The front door swings open, and I jump. “Hey, Charlie, what’s with all the cop cars?”
My brother, Chet, the only soul on the planet still allowed to call me Charlie. My cell has been lighting up with his messages all morning, and the truth is I’ve been expecting him. My brot
her is a needy guy, and he doesn’t take well to anybody ignoring him, least of all me.
I swipe my eyes with my sleeves, clear the tears from my throat. “In the kitchen.”
There’s the thump of him kicking the heavy door with a boot, the thuds of his soles echoing in the high atrium of the house as he heads straight for the back window. He presses his face to the glass, looking down the hill to where Micah and the others are trampling what’s left of the summer grass. “What’s going on? Did somebody get arrested or something?”
“No. Somebody died.”
His head whips around, his eyes bulging. “No shit. Like died, died?”
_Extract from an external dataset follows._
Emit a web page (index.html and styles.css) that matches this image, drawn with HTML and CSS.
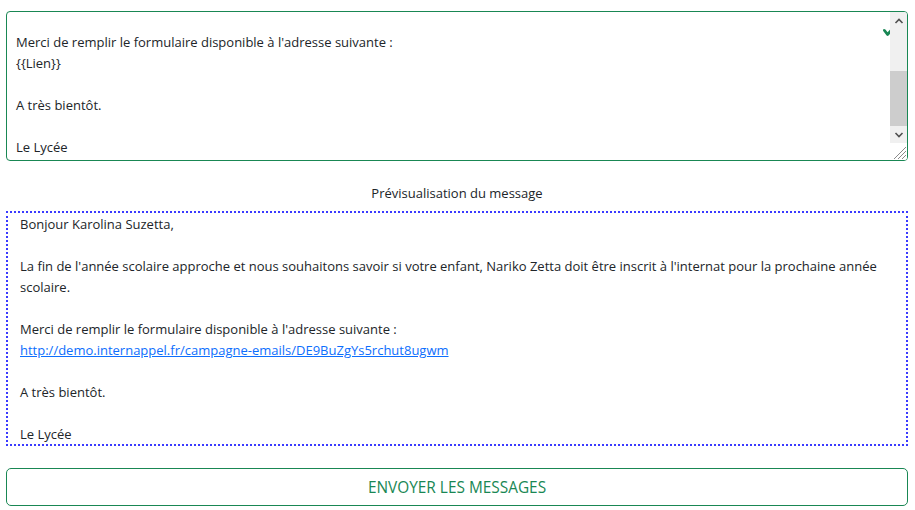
FILE: index.html
```html
<!DOCTYPE html>
<html lang="fr">
<head>
<meta charset="utf-8">
<title>Campagne emails</title>
<link rel="stylesheet" href="styles.css">
</head>
<body>
<div class="page">
  <div class="editor">
    <div class="editor-text">
      <div class="line">Merci de remplir le formulaire disponible à l'adresse suivante :</div>
      <div class="line">{{Lien}}</div>
      <div class="line">&nbsp;</div>
      <div class="line">A très bientôt.</div>
      <div class="line">&nbsp;</div>
      <div class="line">Le Lycée</div>
    </div>
    <svg class="valid-icon" viewBox="0 0 8 8" width="16" height="16"><path fill="#198754" d="M2.3 6.73.6 4.53c-.4-1.04.46-1.4 1.1-.8l1.1 1.4 3.4-3.8c.6-.63 1.6-.27 1.2.7l-4 4.6c-.43.5-.8.4-1.1.1z"/></svg>
    <div class="scrollbar">
      <div class="sb-btn"><svg viewBox="0 0 16 16" width="16" height="16"><path d="M4.5 10 8 6.5 11.5 10" fill="none" stroke="#505050" stroke-width="1.6"/></svg></div>
      <div class="sb-track"><div class="sb-thumb"></div></div>
      <div class="sb-btn"><svg viewBox="0 0 16 16" width="16" height="16"><path d="M4.5 6 8 9.5 11.5 6" fill="none" stroke="#505050" stroke-width="1.6"/></svg></div>
      <div class="sb-corner"><svg viewBox="0 0 16 16" width="16" height="16"><path d="M15 3 3 15M15 7 7 15M15 11 11 15" stroke="#8a8a8a" stroke-width="1"/></svg></div>
    </div>
  </div>

  <div class="preview-label">Prévisualisation du message</div>

  <div class="preview">
    <div class="line">Bonjour Karolina Suzetta,</div>
    <div class="line">&nbsp;</div>
    <div class="line">La fin de l'année scolaire approche et nous souhaitons savoir si votre enfant, Nariko Zetta doit être inscrit à l'internat pour la prochaine année</div>
    <div class="line">scolaire.</div>
    <div class="line">&nbsp;</div>
    <div class="line">Merci de remplir le formulaire disponible à l'adresse suivante :</div>
    <div class="line"><a class="link" href="#">http://demo.internappel.fr/campagne-emails/DE9BuZgYs5rchut8ugwm</a></div>
    <div class="line">&nbsp;</div>
    <div class="line">A très bientôt.</div>
    <div class="line">&nbsp;</div>
    <div class="line">Le Lycée</div>
  </div>

  <button class="send-btn" type="button">ENVOYER LES MESSAGES</button>
</div>
</body>
</html>
```

FILE: styles.css
```css
* { box-sizing: border-box; }

html, body {
  margin: 0;
  padding: 0;
  background: #ffffff;
}

body {
  font-family: "Open Sans", "Noto Sans", sans-serif;
  font-size: 13px;
  color: #212529;
}

.page {
  width: 902px;
  margin-left: 6px;
  padding-top: 11px;
  display: flex;
  flex-direction: column;
}

.line {
  line-height: 21px;
  white-space: nowrap;
}

.editor {
  position: relative;
  height: 150px;
  border: 1px solid #198754;
  border-radius: 4px;
  display: flex;
  overflow: hidden;
}

.editor-text {
  flex: 1;
  padding: 20px 9px 0 9px;
}

.valid-icon {
  position: absolute;
  left: 875px;
  top: 10px;
}

.scrollbar {
  position: relative;
  z-index: 1;
  width: 17px;
  display: flex;
  flex-direction: column;
  background: #f0f0f0;
}

.sb-btn {
  height: 17px;
  display: flex;
  align-items: center;
  justify-content: center;
}

.sb-track {
  flex: 1;
  padding-top: 42px;
}

.sb-thumb {
  height: 55px;
  background: #cdcdcd;
}

.sb-corner {
  height: 17px;
  background: #ffffff;
  display: flex;
  align-items: flex-end;
  justify-content: flex-end;
}

.preview-label {
  margin-top: 22px;
  margin-bottom: 7px;
  line-height: 21px;
  text-align: center;
}

.preview {
  height: 235px;
  border: 2px dotted #3b3bff;
  padding: 1px 12px 0 12px;
  overflow: hidden;
}

.link {
  color: #0d6efd;
  text-decoration: underline;
}

.send-btn {
  margin-top: 22px;
  height: 38px;
  width: 100%;
  border: 1px solid #198754;
  border-radius: 5px;
  background: #ffffff;
  color: #198754;
  font-family: "Open Sans", "Noto Sans", sans-serif;
  font-size: 15.4px;
  line-height: 24px;
  padding: 7px 12px 5px 12px;
  text-align: center;
}
```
I nod, flipping on the water and rinsing out my bowl. “She washed up sometime last night.”
He glances back out the window, down the hill to the dock. “Popular spot.”
I don’t want to feel that little niggle of doubt, but it nudges me between the ribs anyway. One body under the dock is a tragedy. Two is a pattern. I tell myself that it is a coincidence, that Paul had nothing to do with either. He was in bed with me all last night, and he loved Katherine. Her death was an accident, one he mourns to this day.
And yet I still hear all Sam’s awful, horrible arguments, the words he said the night before I walked down the aisle to marry Paul. That former competitive swimmers don’t just sink to the bottom of the lake. That drowning is the hardest murder to prove. That one of the reasons Paul is so loaded is because he inherited all her wealth. I don’t know how much, but it’s got to be millions. Her family had even more money than Paul’s, and she got it all when they passed.
“Chet, stop. This is serious. They think she was murdered.”
“Seriously? Why? Who was she?”
“I don’t know. A tourist, I guess.”
He whistles between his teeth. “Talk about a crappy vacation.”
I smile despite myself, a particular talent of Chet’s. The other is the way his eyes, big and green and framed with a thick fringe of lashes, really open up his face, make it seem like he’s paying attention even when he’s not, which is pretty much the only reason he made it through school. His teachers liked him enough to let him squeak by with a C minus.